The layout of this yacht is all so logical that you wonder why it has not become the standard for all yachts of this size. Things are not quite so logical, however, at the helm, where a large seat that invites double occupancy really only has working space for one. The only other seating here is a corner settee that looks more like a casual breakfast nook than good seating when underway. At the helm there is now what is becoming the usual three-screen display. Ferretti’s own Naviop electronic monitoring and control system is standard and occupies one of the screens. Below this, on the flat section of the dash, there is a hodgepodge of dials and controls that do not seem to have attracted much logic or love in their layout.
Back to the good things in life, there is a garage built into the stern that can accommodate a small tender or a Jet Ski. This is the usual thing, until you find that the large door hinges down to form what is virtually a teak-decked, watersports beach-and then the area seems exceptional.
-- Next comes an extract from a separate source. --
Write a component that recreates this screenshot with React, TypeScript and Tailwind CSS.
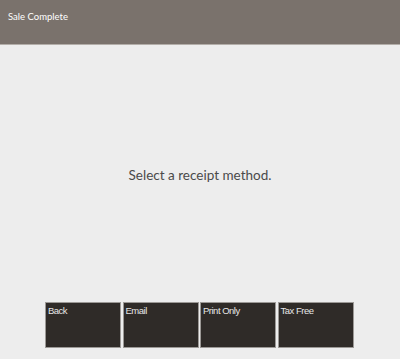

During my day on board I frequently felt a shiver of recognition at the exceptional made commonplace. The 881 is about pleasure in many shapes and forms, yet the overall impression that remained after a joyful voyage along one of the most beautiful coastlines in the world is of the calm of its ride and the serenity of this design. Yachts should be designed to give pleasure, and this one certainly hits the spot; short of donning a toga and reclining with a bevy of Roman-era courtesans, I don’t know how I could have felt any more relaxed.